===== Given information

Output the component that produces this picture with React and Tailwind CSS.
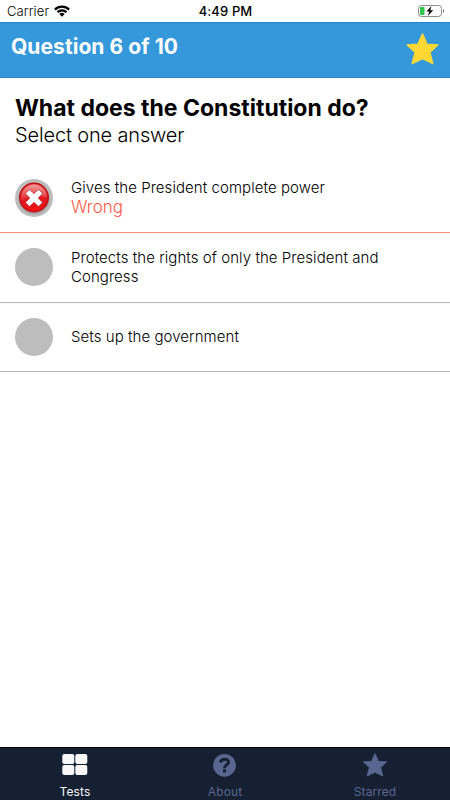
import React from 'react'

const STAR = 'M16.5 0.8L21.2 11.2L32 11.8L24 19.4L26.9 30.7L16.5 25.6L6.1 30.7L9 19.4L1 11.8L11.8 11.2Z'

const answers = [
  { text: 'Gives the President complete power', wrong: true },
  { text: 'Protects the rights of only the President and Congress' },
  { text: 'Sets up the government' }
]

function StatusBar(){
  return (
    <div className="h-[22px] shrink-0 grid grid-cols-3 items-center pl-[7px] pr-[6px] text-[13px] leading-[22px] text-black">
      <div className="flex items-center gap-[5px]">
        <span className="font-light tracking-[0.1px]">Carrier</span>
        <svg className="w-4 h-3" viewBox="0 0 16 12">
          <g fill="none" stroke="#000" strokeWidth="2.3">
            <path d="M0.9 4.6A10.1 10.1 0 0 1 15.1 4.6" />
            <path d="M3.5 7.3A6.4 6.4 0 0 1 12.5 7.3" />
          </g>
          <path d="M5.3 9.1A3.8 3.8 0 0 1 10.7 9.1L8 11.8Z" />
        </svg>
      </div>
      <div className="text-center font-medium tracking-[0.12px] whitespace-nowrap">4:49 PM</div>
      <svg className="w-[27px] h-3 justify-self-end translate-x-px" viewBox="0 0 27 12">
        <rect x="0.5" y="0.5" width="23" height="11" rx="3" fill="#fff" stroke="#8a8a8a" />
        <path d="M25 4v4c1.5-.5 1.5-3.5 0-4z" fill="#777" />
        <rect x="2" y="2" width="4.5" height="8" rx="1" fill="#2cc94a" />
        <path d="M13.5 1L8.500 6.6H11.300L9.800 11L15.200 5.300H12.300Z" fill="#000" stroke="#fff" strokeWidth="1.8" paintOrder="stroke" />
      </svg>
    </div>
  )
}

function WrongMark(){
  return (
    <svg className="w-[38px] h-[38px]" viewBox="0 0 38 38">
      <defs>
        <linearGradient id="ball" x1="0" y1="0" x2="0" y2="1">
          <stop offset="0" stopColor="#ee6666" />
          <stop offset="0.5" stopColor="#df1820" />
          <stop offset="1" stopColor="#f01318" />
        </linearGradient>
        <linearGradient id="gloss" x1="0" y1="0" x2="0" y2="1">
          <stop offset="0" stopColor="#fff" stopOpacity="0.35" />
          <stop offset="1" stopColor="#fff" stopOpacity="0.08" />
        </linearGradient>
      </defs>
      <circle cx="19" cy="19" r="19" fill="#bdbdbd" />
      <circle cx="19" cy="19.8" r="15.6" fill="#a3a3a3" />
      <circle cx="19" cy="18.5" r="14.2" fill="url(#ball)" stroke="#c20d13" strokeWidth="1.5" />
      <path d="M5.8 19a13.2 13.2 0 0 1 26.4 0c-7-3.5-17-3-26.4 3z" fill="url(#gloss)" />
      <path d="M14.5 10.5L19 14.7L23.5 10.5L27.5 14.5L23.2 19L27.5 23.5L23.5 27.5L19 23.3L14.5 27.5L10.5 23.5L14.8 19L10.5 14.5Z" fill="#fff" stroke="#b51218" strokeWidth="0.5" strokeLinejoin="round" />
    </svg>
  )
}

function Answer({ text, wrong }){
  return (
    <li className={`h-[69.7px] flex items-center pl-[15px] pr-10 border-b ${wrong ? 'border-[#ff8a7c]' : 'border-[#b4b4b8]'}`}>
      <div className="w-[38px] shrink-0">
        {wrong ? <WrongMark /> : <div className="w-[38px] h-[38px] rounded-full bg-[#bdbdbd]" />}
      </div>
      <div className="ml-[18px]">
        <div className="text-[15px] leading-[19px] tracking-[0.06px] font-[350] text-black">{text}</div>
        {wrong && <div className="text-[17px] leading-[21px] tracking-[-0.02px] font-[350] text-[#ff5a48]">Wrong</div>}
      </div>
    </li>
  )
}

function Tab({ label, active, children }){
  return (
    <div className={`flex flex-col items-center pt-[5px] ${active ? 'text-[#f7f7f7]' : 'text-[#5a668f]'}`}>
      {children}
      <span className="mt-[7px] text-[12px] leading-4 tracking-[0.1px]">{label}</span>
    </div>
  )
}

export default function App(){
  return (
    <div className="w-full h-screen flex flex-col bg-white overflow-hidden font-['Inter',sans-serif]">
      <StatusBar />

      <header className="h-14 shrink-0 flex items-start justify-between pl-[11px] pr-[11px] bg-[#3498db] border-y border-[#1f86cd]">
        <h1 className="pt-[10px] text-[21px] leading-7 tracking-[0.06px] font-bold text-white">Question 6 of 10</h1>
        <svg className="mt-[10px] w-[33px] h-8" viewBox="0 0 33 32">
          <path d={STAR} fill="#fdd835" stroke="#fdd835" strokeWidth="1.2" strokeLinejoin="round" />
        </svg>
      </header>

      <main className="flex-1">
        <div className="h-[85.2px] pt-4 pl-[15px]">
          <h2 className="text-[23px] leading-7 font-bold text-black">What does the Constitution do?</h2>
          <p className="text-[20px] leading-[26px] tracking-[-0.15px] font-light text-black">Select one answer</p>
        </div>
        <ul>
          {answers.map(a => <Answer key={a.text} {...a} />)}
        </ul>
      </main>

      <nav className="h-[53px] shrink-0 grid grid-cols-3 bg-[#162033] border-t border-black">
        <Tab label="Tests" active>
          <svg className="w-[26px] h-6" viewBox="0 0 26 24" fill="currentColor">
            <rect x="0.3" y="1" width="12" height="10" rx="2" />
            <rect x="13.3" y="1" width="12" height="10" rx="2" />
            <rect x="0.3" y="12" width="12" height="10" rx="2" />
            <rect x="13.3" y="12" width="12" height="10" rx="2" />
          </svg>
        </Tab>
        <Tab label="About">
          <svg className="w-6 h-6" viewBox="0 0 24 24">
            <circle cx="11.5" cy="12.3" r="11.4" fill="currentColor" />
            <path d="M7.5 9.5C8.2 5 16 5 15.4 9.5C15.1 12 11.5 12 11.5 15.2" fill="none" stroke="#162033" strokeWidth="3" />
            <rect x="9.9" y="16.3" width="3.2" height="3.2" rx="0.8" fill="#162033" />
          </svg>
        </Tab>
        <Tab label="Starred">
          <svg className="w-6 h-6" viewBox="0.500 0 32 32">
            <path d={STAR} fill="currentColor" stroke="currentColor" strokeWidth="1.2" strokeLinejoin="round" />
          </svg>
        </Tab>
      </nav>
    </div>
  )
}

==========

### Stated exercise
Reproduce all of the data exactly; the pictures do not belong in the copy.

### The result
Output the component that produces this picture with React and Tailwind CSS.
import React from 'react'

const STAR = 'M16.5 0.8L21.2 11.2L32 11.8L24 19.4L26.9 30.7L16.5 25.6L6.1 30.7L9 19.4L1 11.8L11.8 11.2Z'

const answers = [
  { text: 'Gives the President complete power', wrong: true },
  { text: 'Protects the rights of only the President and Congress' },
  { text: 'Sets up the government' }
]

function StatusBar(){
  return (
    <div className="h-[22px] shrink-0 grid grid-cols-3 items-center pl-[7px] pr-[6px] text-[13px] leading-[22px] text-black">
      <div className="flex items-center gap-[5px]">
        <span className="font-light tracking-[0.1px]">Carrier</span>
        <svg className="w-4 h-3" viewBox="0 0 16 12">
          <g fill="none" stroke="#000" strokeWidth="2.3">
            <path d="M0.9 4.6A10.1 10.1 0 0 1 15.1 4.6" />
            <path d="M3.5 7.3A6.4 6.4 0 0 1 12.5 7.3" />
          </g>
          <path d="M5.3 9.1A3.8 3.8 0 0 1 10.7 9.1L8 11.8Z" />
        </svg>
      </div>
      <div className="text-center font-medium tracking-[0.12px] whitespace-nowrap">4:49 PM</div>
      <svg className="w-[27px] h-3 justify-self-end translate-x-px" viewBox="0 0 27 12">
        <rect x="0.5" y="0.5" width="23" height="11" rx="3" fill="#fff" stroke="#8a8a8a" />
        <path d="M25 4v4c1.5-.5 1.5-3.5 0-4z" fill="#777" />
        <rect x="2" y="2" width="4.5" height="8" rx="1" fill="#2cc94a" />
        <path d="M13.5 1L8.500 6.6H11.300L9.800 11L15.200 5.300H12.300Z" fill="#000" stroke="#fff" strokeWidth="1.8" paintOrder="stroke" />
      </svg>
    </div>
  )
}

function WrongMark(){
  return (
    <svg className="w-[38px] h-[38px]" viewBox="0 0 38 38">
      <defs>
        <linearGradient id="ball" x1="0" y1="0" x2="0" y2="1">
          <stop offset="0" stopColor="#ee6666" />
          <stop offset="0.5" stopColor="#df1820" />
          <stop offset="1" stopColor="#f01318" />
        </linearGradient>
        <linearGradient id="gloss" x1="0" y1="0" x2="0" y2="1">
          <stop offset="0" stopColor="#fff" stopOpacity="0.35" />
          <stop offset="1" stopColor="#fff" stopOpacity="0.08" />
        </linearGradient>
      </defs>
      <circle cx="19" cy="19" r="19" fill="#bdbdbd" />
      <circle cx="19" cy="19.8" r="15.6" fill="#a3a3a3" />
      <circle cx="19" cy="18.5" r="14.2" fill="url(#ball)" stroke="#c20d13" strokeWidth="1.5" />
      <path d="M5.8 19a13.2 13.2 0 0 1 26.4 0c-7-3.5-17-3-26.4 3z" fill="url(#gloss)" />
      <path d="M14.5 10.5L19 14.7L23.5 10.5L27.5 14.5L23.2 19L27.5 23.5L23.5 27.5L19 23.3L14.5 27.5L10.5 23.5L14.8 19L10.5 14.5Z" fill="#fff" stroke="#b51218" strokeWidth="0.5" strokeLinejoin="round" />
    </svg>
  )
}

function Answer({ text, wrong }){
  return (
    <li className={`h-[69.7px] flex items-center pl-[15px] pr-10 border-b ${wrong ? 'border-[#ff8a7c]' : 'border-[#b4b4b8]'}`}>
      <div className="w-[38px] shrink-0">
        {wrong ? <WrongMark /> : <div className="w-[38px] h-[38px] rounded-full bg-[#bdbdbd]" />}
      </div>
      <div className="ml-[18px]">
        <div className="text-[15px] leading-[19px] tracking-[0.06px] font-[350] text-black">{text}</div>
        {wrong && <div className="text-[17px] leading-[21px] tracking-[-0.02px] font-[350] text-[#ff5a48]">Wrong</div>}
      </div>
    </li>
  )
}

function Tab({ label, active, children }){
  return (
    <div className={`flex flex-col items-center pt-[5px] ${active ? 'text-[#f7f7f7]' : 'text-[#5a668f]'}`}>
      {children}
      <span className="mt-[7px] text-[12px] leading-4 tracking-[0.1px]">{label}</span>
    </div>
  )
}

export default function App(){
  return (
    <div className="w-full h-screen flex flex-col bg-white overflow-hidden font-['Inter',sans-serif]">
      <StatusBar />

      <header className="h-14 shrink-0 flex items-start justify-between pl-[11px] pr-[11px] bg-[#3498db] border-y border-[#1f86cd]">
        <h1 className="pt-[10px] text-[21px] leading-7 tracking-[0.06px] font-bold text-white">Question 6 of 10</h1>
        <svg className="mt-[10px] w-[33px] h-8" viewBox="0 0 33 32">
          <path d={STAR} fill="#fdd835" stroke="#fdd835" strokeWidth="1.2" strokeLinejoin="round" />
        </svg>
      </header>

      <main className="flex-1">
        <div className="h-[85.2px] pt-4 pl-[15px]">
          <h2 className="text-[23px] leading-7 font-bold text-black">What does the Constitution do?</h2>
          <p className="text-[20px] leading-[26px] tracking-[-0.15px] font-light text-black">Select one answer</p>
        </div>
        <ul>
          {answers.map(a => <Answer key={a.text} {...a} />)}
        </ul>
      </main>

      <nav className="h-[53px] shrink-0 grid grid-cols-3 bg-[#162033] border-t border-black">
        <Tab label="Tests" active>
          <svg className="w-[26px] h-6" viewBox="0 0 26 24" fill="currentColor">
            <rect x="0.3" y="1" width="12" height="10" rx="2" />
            <rect x="13.3" y="1" width="12" height="10" rx="2" />
            <rect x="0.3" y="12" width="12" height="10" rx="2" />
            <rect x="13.3" y="12" width="12" height="10" rx="2" />
          </svg>
        </Tab>
        <Tab label="About">
          <svg className="w-6 h-6" viewBox="0 0 24 24">
            <circle cx="11.5" cy="12.3" r="11.4" fill="currentColor" />
            <path d="M7.5 9.5C8.2 5 16 5 15.4 9.5C15.1 12 11.5 12 11.5 15.2" fill="none" stroke="#162033" strokeWidth="3" />
            <rect x="9.9" y="16.3" width="3.2" height="3.2" rx="0.8" fill="#162033" />
          </svg>
        </Tab>
        <Tab label="Starred">
          <svg className="w-6 h-6" viewBox="0.500 0 32 32">
            <path d={STAR} fill="currentColor" stroke="currentColor" strokeWidth="1.2" strokeLinejoin="round" />
          </svg>
        </Tab>
      </nav>
    </div>
  )
}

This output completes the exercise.